Banks must make the first $225 of a check deposit available next business day

Close up hands holding cash and check

Anyone who has deposited a paycheck and needed the money the next morning knows the frustration of a hold. Federal law has long required banks and credit unions to release at least $225 from most check deposits by the start of the next business day. That floor is now changing: the Federal Reserve announced inflation-adjusted thresholds for Regulation CC that take effect July 1, 2025, driven by statutory Consumer Price Index changes. The update means the dollar amount banks must make available quickly will rise for the first time in years, directly affecting millions of depositors who rely on fast access to even small sums for rent, groceries, and utility payments.

Why the $225 Next-Day Rule Is Shifting in 2025

The Expedited Funds Availability Act, codified in 12 U.S.C. Chapter 41, requires depository institutions to make a minimum portion of check deposits available by the next business day. For years, that minimum sat at $225. Congress built an inflation-adjustment mechanism into the statute, tying future increases to the CPI-W so that the real value of the next-day amount would not erode over time as prices rose.

The Federal Reserve’s May 2024 rulemaking, described in its Regulation CC notice, confirmed that accumulated price-level changes had triggered a threshold update, with new dollar amounts scheduled to take effect on July 1, 2025. The Board used the statutory formula to translate CPI-W growth into rounded dollar figures, updating not only the basic next-day availability amount but also several related thresholds elsewhere in the rule. Institutions must implement those revised figures on schedule; there is no opt-out for smaller banks or credit unions.

The practical consequence is straightforward. A depositor who writes a rent check or covers a car payment from a freshly deposited paycheck will gain access to a slightly larger guaranteed amount the morning after deposit. For many households that live close to the edge, that difference can determine whether a payment clears without incurring overdraft fees or late charges. At the same time, institutions will need to recalibrate their risk models, since more funds will be available to customers before deposited checks have fully cleared through the payments system.

Operationally, banks that fail to update their internal systems, teller procedures, and customer-facing disclosures by the effective date risk violating federal rules enforced by the FDIC, the OCC, and the Federal Reserve itself. Compliance officers are already reviewing core-processing settings, ATM and mobile-deposit limits, and branch scripts to ensure that the new minimums are applied consistently. The question is whether institutions are preparing their disclosures clearly enough to prevent confusion at the counter and online, especially during the transition period when customers may compare old brochures with updated digital terms.

One testable idea is that banks which publish clear, machine-readable funds-availability timelines on their websites could see fewer next-day availability complaints after the 2025 threshold update than peers that rely only on generic model disclosures. No regulator has yet published data confirming or refuting that pattern, but the logic tracks with how digital-first banks already handle transparency around hold periods. When customers can see, in plain language, what portion of a deposit will be available and when, they are less likely to be surprised by a hold even as the underlying dollar figures change.

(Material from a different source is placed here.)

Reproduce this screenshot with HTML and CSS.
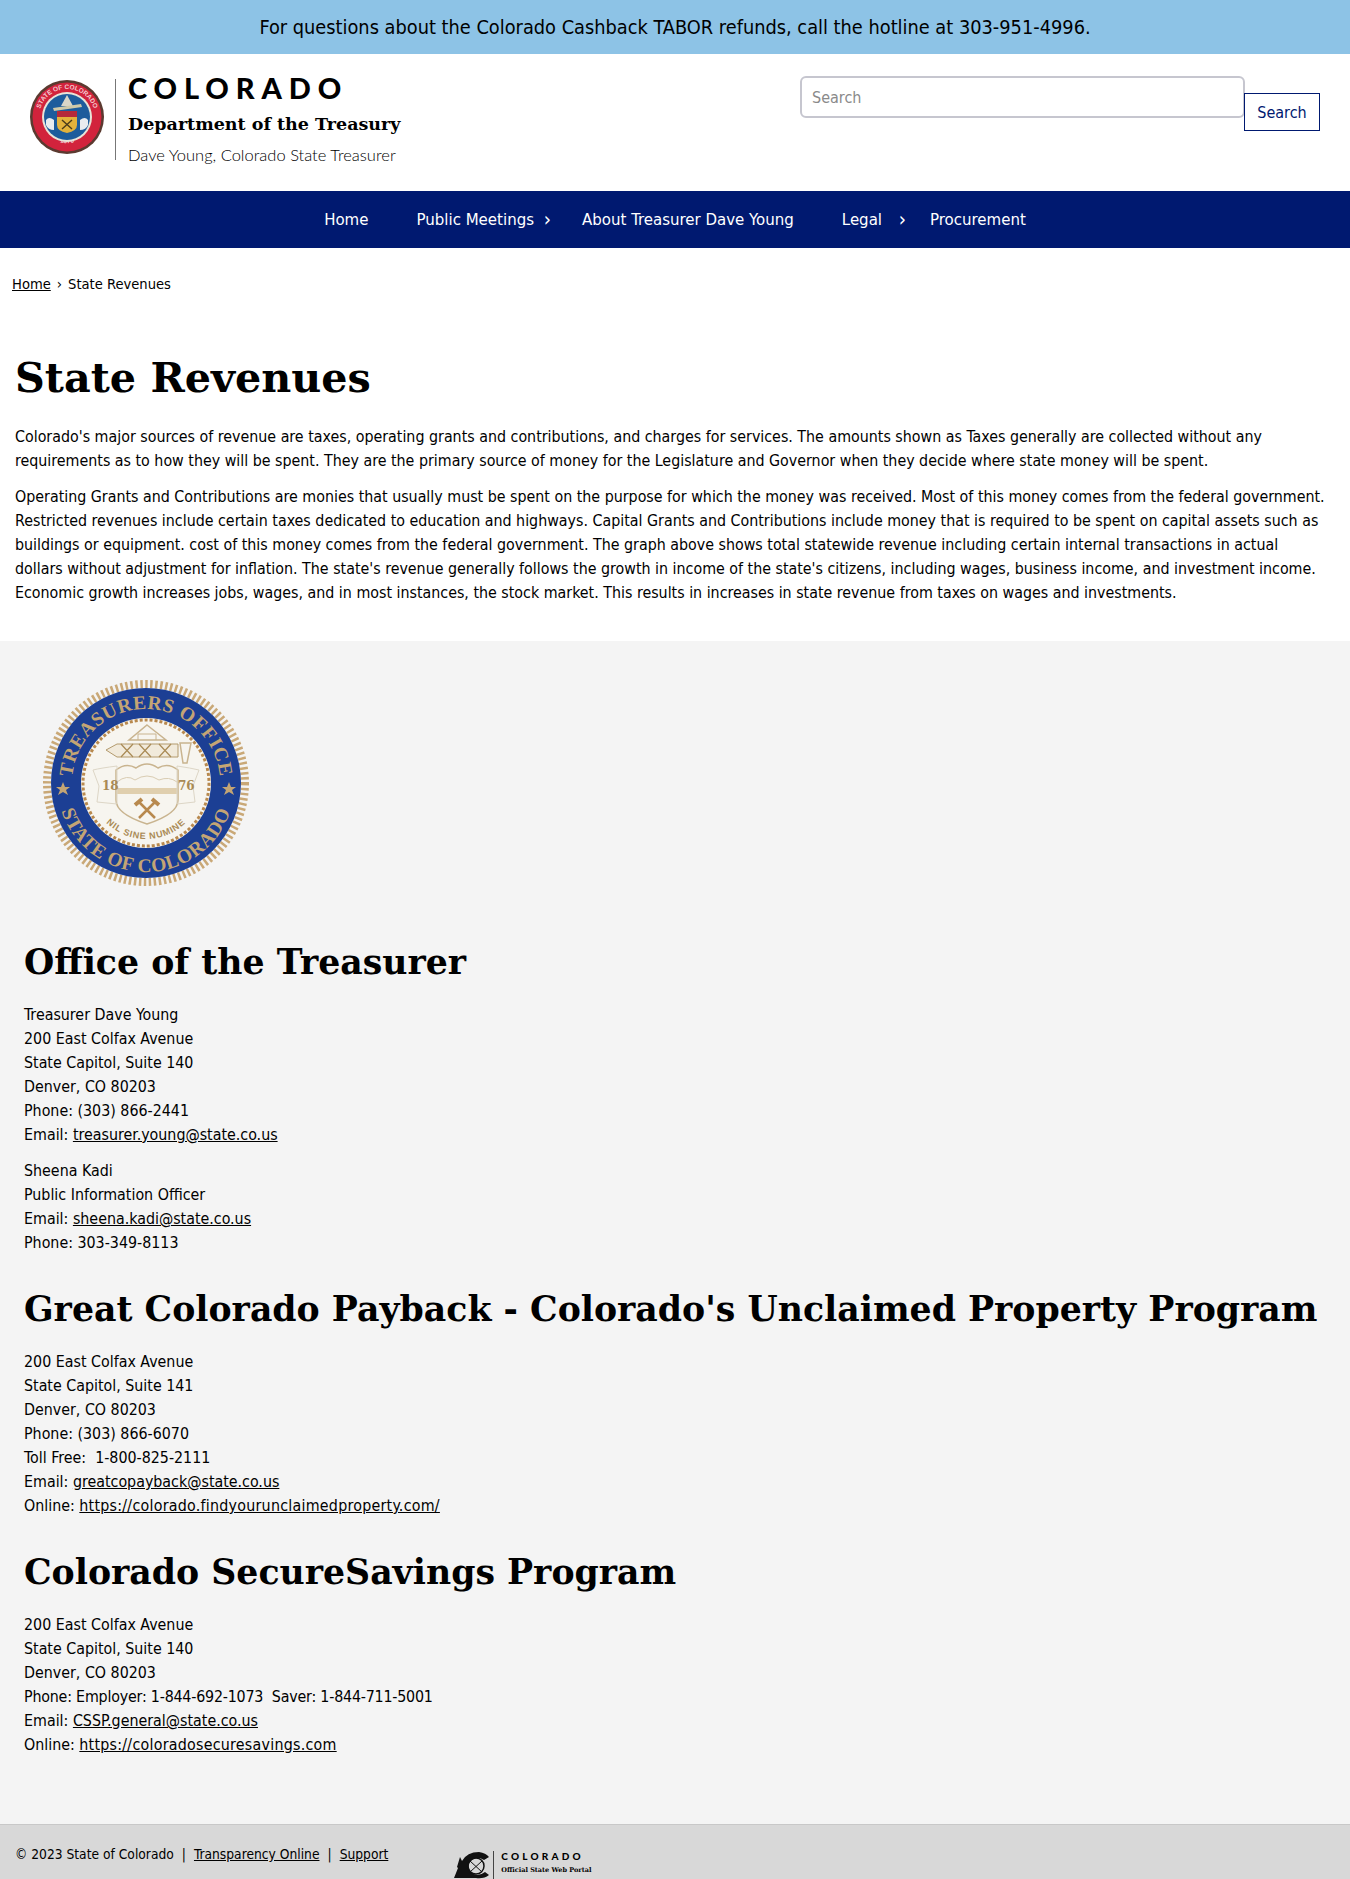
FILE: index.html
```html
<!DOCTYPE html>
<html lang="en">

<head>
    <meta charset="UTF-8">
    <meta name="viewport" content="width=device-width, initial-scale=1.0">
    <title>State Revenues</title>
    <link rel="stylesheet" href="styles.css">
</head>

<body>
    <div class="alert">For questions about the Colorado Cashback TABOR refunds, call the hotline at 303-951-4996.</div>

    <header class="site-header">
        <a href="#" class="brand">
            <svg class="brand-seal" viewBox="0 0 76 76" width="76" height="76" aria-hidden="true">
                <defs>
                    <path id="miniTop" d="M 10 38 A 28 28 0 0 1 66 38"/>
                    <path id="miniBottom" d="M 20 57 A 26 26 0 0 0 56 57"/>
                </defs>
                <circle cx="38" cy="38" r="37" fill="#5b3a30"/>
                <circle cx="38" cy="38" r="34.5" fill="#d2233c"/>
                <text class="mini-ring"><textPath href="#miniTop" startOffset="50%" text-anchor="middle">STATE OF COLORADO</textPath></text>
                <text class="mini-year"><textPath href="#miniBottom" startOffset="50%" text-anchor="middle">1876</textPath></text>
                <circle cx="38" cy="38" r="25" fill="#e8e4d8"/>
                <circle cx="38" cy="38" r="23" fill="#1d5c9c"/>
                <path d="M38 16 L44 27 H32 Z" fill="#d9d6c8"/>
                <path d="M24 29 L52 25 L53 28 L25 32 Z" fill="#cfc9a8"/>
                <rect x="28" y="32" width="20" height="6" fill="#b5293a"/>
                <path d="M28 38 H48 V46 Q48 52 38 54 Q28 52 28 46 Z" fill="#e3b23c"/>
                <path d="M17 41 Q20 37 25 41 V51 Q19 51 17 46 Z" fill="#e9ecef"/>
                <path d="M59 41 Q56 37 51 41 V51 Q57 51 59 46 Z" fill="#e9ecef"/>
                <path d="M33 41 L43 50 M43 41 L33 50" stroke="#4a3a1a" stroke-width="1.4"/>
            </svg>
            <span class="brand-rule"></span>
            <span class="brand-text">
                <span class="brand-state">COLORADO</span>
                <span class="brand-dept">Department of the Treasury</span>
                <span class="brand-person">Dave Young, Colorado State Treasurer</span>
            </span>
        </a>
        <form class="search">
            <input class="search-input" type="text" placeholder="Search">
            <button class="search-btn" type="button">Search</button>
        </form>
    </header>

    <nav class="main-nav">
        <a href="#">Home</a>
        <a href="#" class="has-sub tight">Public Meetings</a>
        <a href="#">About Treasurer Dave Young</a>
        <a href="#" class="has-sub">Legal</a>
        <a href="#">Procurement</a>
    </nav>

    <div class="crumbs"><a href="#">Home</a><span class="crumb-sep">›</span>State Revenues</div>

    <main class="content">
        <h1>State Revenues</h1>
        <p>Colorado's major sources of revenue are taxes, operating grants and contributions, and charges for services. The amounts shown as Taxes generally are collected without any requirements as to how they will be spent. They are the primary source of money for the Legislature and Governor when they decide where state money will be spent.</p>
        <p>Operating Grants and Contributions are monies that usually must be spent on the purpose for which the money was received. Most of this money comes from the federal government. Restricted revenues include certain taxes dedicated to education and highways. Capital Grants and Contributions include money that is required to be spent on capital assets such as buildings or equipment. cost of this money comes from the federal government. The graph above shows total statewide revenue including certain internal transactions in actual dollars without adjustment for inflation. The state's revenue generally follows the growth in income of the state's citizens, including wages, business income, and investment income. Economic growth increases jobs, wages, and in most instances, the stock market. This results in increases in state revenue from taxes on wages and investments.</p>
    </main>

    <section class="contact">
        <svg class="office-seal" viewBox="0 0 210 210" width="210" height="210" aria-hidden="true">
            <defs>
                <path id="arcTop" d="M 31 105 A 74 74 0 0 1 179 105"/>
                <path id="arcBottom" d="M 16 105 A 89 89 0 0 0 194 105"/>
                <path id="arcMotto" d="M 52 125 A 57 57 0 0 0 158 125"/>
            </defs>
            <circle cx="105" cy="105" r="99" fill="none" stroke="#c9a877" stroke-width="8" stroke-dasharray="2.5 2.5"/>
            <circle cx="105" cy="105" r="95" fill="#1c3f94"/>
            <circle cx="105" cy="105" r="65" fill="#f7f5ef"/>
            <circle cx="105" cy="105" r="63" fill="none" stroke="#b8894e" stroke-width="3" stroke-dasharray="3 2"/>
            <text class="seal-ring"><textPath href="#arcTop" startOffset="50%" text-anchor="middle">TREASURERS OFFICE</textPath></text>
            <text class="seal-ring"><textPath href="#arcBottom" startOffset="50%" text-anchor="middle">STATE OF COLORADO</textPath></text>
            <path d="M22 104 l2 5 5 0 -4 3 2 5 -5 -3 -5 3 2 -5 -4 -3 5 0z" fill="#c4a574"/>
            <path d="M188 104 l2 5 5 0 -4 3 2 5 -5 -3 -5 3 2 -5 -4 -3 5 0z" fill="#c4a574"/>
            <path d="M106 47 L125 62 H88 Z" fill="none" stroke="#c9b48f" stroke-width="1.5"/>
            <path d="M97 62 V56 H115 V62" fill="none" stroke="#c9b48f"/>
            <path d="M65 72 L76 66 H137 V79 H76 Z" fill="#f1eadb" stroke="#b39a6d"/>
            <path d="M80 66 L92 79 M92 66 L80 79 M98 66 L110 79 M110 66 L98 79 M118 66 L130 79 M130 66 L118 79" stroke="#a98a55" stroke-width="1.2"/>
            <path d="M139 65 L150 65 L146 85 H142 Z" fill="none" stroke="#c9b48f" stroke-width="1.5"/>
            <path d="M75 92 Q85 84 95 90 Q106 82 117 90 Q127 84 137 92 V122 Q137 136 106 146 Q75 136 75 122 Z" fill="none" stroke="#c9b48f" stroke-width="1.5"/>
            <path d="M76 104 Q86 96 94 102 Q106 94 118 102 Q128 98 136 104" fill="none" stroke="#d9ccb2"/>
            <rect x="76" y="110" width="60" height="6" fill="#e0cfae"/>
            <path d="M76 88 Q60 90 52 92 L58 108 L56 124 L76 126 Z" fill="none" stroke="#ddd6c6"/>
            <path d="M136 88 Q150 90 158 92 L152 108 L154 124 L136 126 Z" fill="none" stroke="#ddd6c6"/>
            <text class="seal-year" x="61" y="112">18</text>
            <text class="seal-year" x="137" y="112">76</text>
            <path d="M98 124 L114 140 M114 124 L98 140" stroke="#b8894e" stroke-width="2.5"/>
            <path d="M94 127 L101 121 M118 127 L111 121" stroke="#b8894e" stroke-width="4"/>
            <text class="seal-motto"><textPath href="#arcMotto" startOffset="50%" text-anchor="middle">NIL SINE NUMINE</textPath></text>
        </svg>

        <h2>Office of the Treasurer</h2>
        <p>Treasurer Dave Young<br>200 East Colfax Avenue<br>State Capitol, Suite 140<br>Denver, CO 80203<br>Phone: (303) 866-2441<br>Email: <a href="#">treasurer.young@state.co.us</a></p>
        <p>Sheena Kadi<br>Public Information Officer<br>Email: <a href="#">sheena.kadi@state.co.us</a><br>Phone: 303-349-8113</p>

        <h2>Great Colorado Payback - Colorado's Unclaimed Property Program</h2>
        <p>200 East Colfax Avenue<br>State Capitol, Suite 141<br>Denver, CO 80203<br>Phone: (303) 866-6070<br>Toll Free:&nbsp; 1-800-825-2111<br>Email: <a href="#">greatcopayback@state.co.us</a><br>Online: <a href="#" class="url">https://colorado.findyourunclaimedproperty.com/</a></p>

        <h2>Colorado SecureSavings Program</h2>
        <p>200 East Colfax Avenue<br>State Capitol, Suite 140<br>Denver, CO 80203<br><span class="phones">Phone: Employer: 1-844-692-1073&nbsp; Saver: 1-844-711-5001</span><br>Email: <a href="#">CSSP.general@state.co.us</a><br>Online: <a href="#" class="url">https://coloradosecuresavings.com</a></p>
    </section>

    <footer class="site-footer">
        <div class="legal">© 2023 State of Colorado<span class="pipe">|</span><a href="#">Transparency Online</a><span class="pipe">|</span><a href="#">Support</a></div>
        <div class="portal">
            <svg class="portal-mark" viewBox="0 0 36 30" width="36" height="30" aria-hidden="true">
                <path d="M0 27 L4 17 L3 16 L6 6 L8 10 Q13 1 25 1 Q32 2 35 6 L30 9 Q24 5 18 9 Q12 14 17 21 Q23 27 31 21 L35 24 Q30 28 22 27 Z" fill="#111"/>
                <circle cx="22" cy="15" r="8" fill="none" stroke="#111" stroke-width="1.5"/>
                <path d="M16 10 L28 21 M28 10 L16 21" stroke="#111" stroke-width="1"/>
            </svg>
            <span class="portal-rule"></span>
            <span class="portal-text">
                <span class="portal-state">COLORADO</span>
                <span class="portal-sub">Official State Web Portal</span>
            </span>
        </div>
    </footer>
</body>

</html>
```

FILE: styles.css
```css
* {
    box-sizing: border-box;
}

body {
    margin: 0;
    background: #fff;
    color: #000;
    font-family: "DejaVu Sans Condensed", "DejaVu Sans", sans-serif;
    font-size: 15.85px;
    line-height: 24px;
}

a {
    color: #000;
}

.alert {
    height: 54px;
    padding-top: 1px;
    background: #8dc3e6;
    text-align: center;
    font-size: 19.8px;
    line-height: 54px;
}

.site-header {
    display: flex;
    justify-content: space-between;
    height: 137px;
    padding: 25px 30px 0 29px;
}

.brand {
    display: flex;
    align-items: flex-start;
    text-decoration: none;
    color: #000;
}

.brand-rule {
    width: 1px;
    height: 81px;
    margin: 0 12px 0 10px;
    background: #777;
}

.brand-text {
    display: flex;
    flex-direction: column;
}

.brand-state {
    margin-top: -3px;
    font-family: "Lato", sans-serif;
    font-weight: 900;
    font-size: 29px;
    line-height: 24px;
    letter-spacing: 6.9px;
}

.brand-dept {
    margin-top: 12px;
    font-family: "DejaVu Serif", serif;
    font-weight: bold;
    font-size: 17.5px;
    line-height: 24px;
}

.brand-person {
    margin-top: 7px;
    font-family: "Lato", sans-serif;
    font-weight: 300;
    font-size: 16.5px;
    line-height: 24px;
}

.mini-ring {
    font-family: "Liberation Sans", sans-serif;
    font-weight: bold;
    font-size: 6.5px;
    fill: #f3c9cf;
}

.mini-year {
    font-family: "Liberation Sans", sans-serif;
    font-weight: bold;
    font-size: 6.5px;
    fill: #f3c9cf;
}

.search {
    display: flex;
    align-items: flex-start;
    margin-top: -3px;
}

.search-input {
    width: 445px;
    height: 42px;
    padding: 0 10px;
    border: 2px solid #c6c6cf;
    border-radius: 6px;
    font-family: inherit;
    font-size: 16px;
}

.search-input::placeholder {
    color: #8a8a8a;
}

.search-btn {
    width: 76px;
    height: 38px;
    margin-top: 17px;
    margin-left: -1px;
    border: 1px solid #001970;
    background: #fff;
    color: #001970;
    font-family: inherit;
    font-size: 16px;
}

.main-nav {
    display: flex;
    justify-content: center;
    height: 57px;
    background: #001970;
}

.main-nav a {
    padding: 0 24px;
    color: #fff;
    font-size: 16.7px;
    text-decoration: none;
    line-height: 57px;
}

.main-nav .has-sub {
    position: relative;
}

.main-nav .has-sub::after {
    content: "›";
    position: absolute;
    right: 0;
    top: 0;
    font-size: 20px;
}

.main-nav .tight::after {
    right: 7px;
}

.crumbs {
    padding: 24px 12px 0;
    font-size: 14.6px;
}

.crumb-sep {
    margin: 0 6px;
}

.content {
    padding: 50px 22px 36px 15px;
}

h1,
h2 {
    margin: 0;
    font-family: "DejaVu Serif", serif;
    font-weight: bold;
}

h1 {
    font-size: 41.3px;
    line-height: 64px;
    margin-bottom: 15px;
}

p {
    margin: 0 0 12px;
}

.content p:last-child {
    margin-bottom: 0;
}

.contact {
    padding: 37px 24px 55px;
    background: #f4f4f4;
}

.office-seal {
    display: block;
    margin-left: 17px;
}

.seal-ring {
    font-family: "Liberation Serif", serif;
    font-weight: bold;
    font-size: 19.5px;
    letter-spacing: 0.6px;
    fill: #c4a574;
}

.seal-year {
    font-family: "DejaVu Serif", serif;
    font-weight: bold;
    font-size: 12px;
    fill: #a98a55;
}

.seal-motto {
    font-family: "Liberation Sans", sans-serif;
    font-weight: bold;
    font-size: 9px;
    letter-spacing: 0.8px;
    fill: #a98a55;
}

h2 {
    font-size: 34.7px;
    line-height: 48px;
    margin: 50px 0 17px;
}

.contact p + h2 {
    margin-top: 30px;
}

.url {
    letter-spacing: 0.25px;
}

.phones {
    letter-spacing: -0.2px;
}

.site-footer {
    display: flex;
    gap: 66px;
    height: 57px;
    padding: 17px 15px 0;
    background: #d8d8d8;
    border-top: 1px solid #c8c8c8;
    border-bottom: 2px solid #8dc3e6;
    font-size: 13.7px;
    overflow: hidden;
}

.pipe {
    margin: 0 8px;
}

.portal {
    display: flex;
    align-items: flex-start;
    margin-top: 9px;
}

.portal-rule {
    width: 1px;
    height: 30px;
    margin: 0 7px 0 3px;
    background: #444;
}

.portal-text {
    display: flex;
    flex-direction: column;
    margin-top: -2px;
}

.portal-state {
    font-family: "Lato", sans-serif;
    font-weight: 900;
    font-size: 10px;
    line-height: 14px;
    letter-spacing: 3.2px;
}

.portal-sub {
    margin-top: 2px;
    font-family: "DejaVu Serif", serif;
    font-weight: bold;
    font-size: 6.5px;
    line-height: 10px;
}
```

How Regulation CC Enforces the Minimum-Amount Rule

The detailed rules live in 12 CFR Part 229, which defines which deposits qualify for next-business-day availability, how cut-off times work, and when exceptions allow longer holds. The regulation distinguishes between different types of deposits-such as U.S. Treasury checks, cashier’s checks, and local versus nonlocal checks-and assigns specific availability schedules to each. Electronic direct deposits, like payroll and government benefits, are generally subject to faster access than paper checks.

The familiar $225 floor applies broadly across those categories: even when a bank places an extended hold on a large check because of risk concerns, the first portion of that deposit-currently $225, and a higher amount after July 1, 2025-must still be released no later than the next business day. That requirement is designed to balance fraud prevention with basic liquidity for consumers and small businesses, giving them prompt access to at least a modest share of incoming funds.

Regulation CC also specifies the notices institutions must provide when they delay availability beyond standard schedules. Customers are entitled to written explanations that identify which exception is being used, such as new-account status, repeated overdrafts, or reasonable doubt about collectability. Those notice rules will not change simply because the underlying dollar thresholds are adjusted for inflation, but banks will need to ensure that any numerical examples in their forms and brochures are updated to match the new minimums.

The inflation mechanics themselves are laid out in Appendix E to Regulation CC, which describes how the CPI-W is measured over time, how often adjustments occur, and how the Board rounds calculated amounts to user-friendly dollar figures. That appendix also clarifies which thresholds are subject to periodic adjustment and which remain fixed, giving institutions a roadmap for future changes beyond the 2025 update.

For consumers, the most visible impact will be subtle: account agreements and website disclosures will list a new, slightly higher figure for the amount “available the next business day” after a check deposit. For banks and credit unions, however, the change is a reminder that funds-availability rules are not static. As inflation continues to move, compliance teams will need to monitor future CPI-W readings and regulatory notices so they can adjust systems and communicate clearly, helping customers plan around deposit timing with fewer surprises.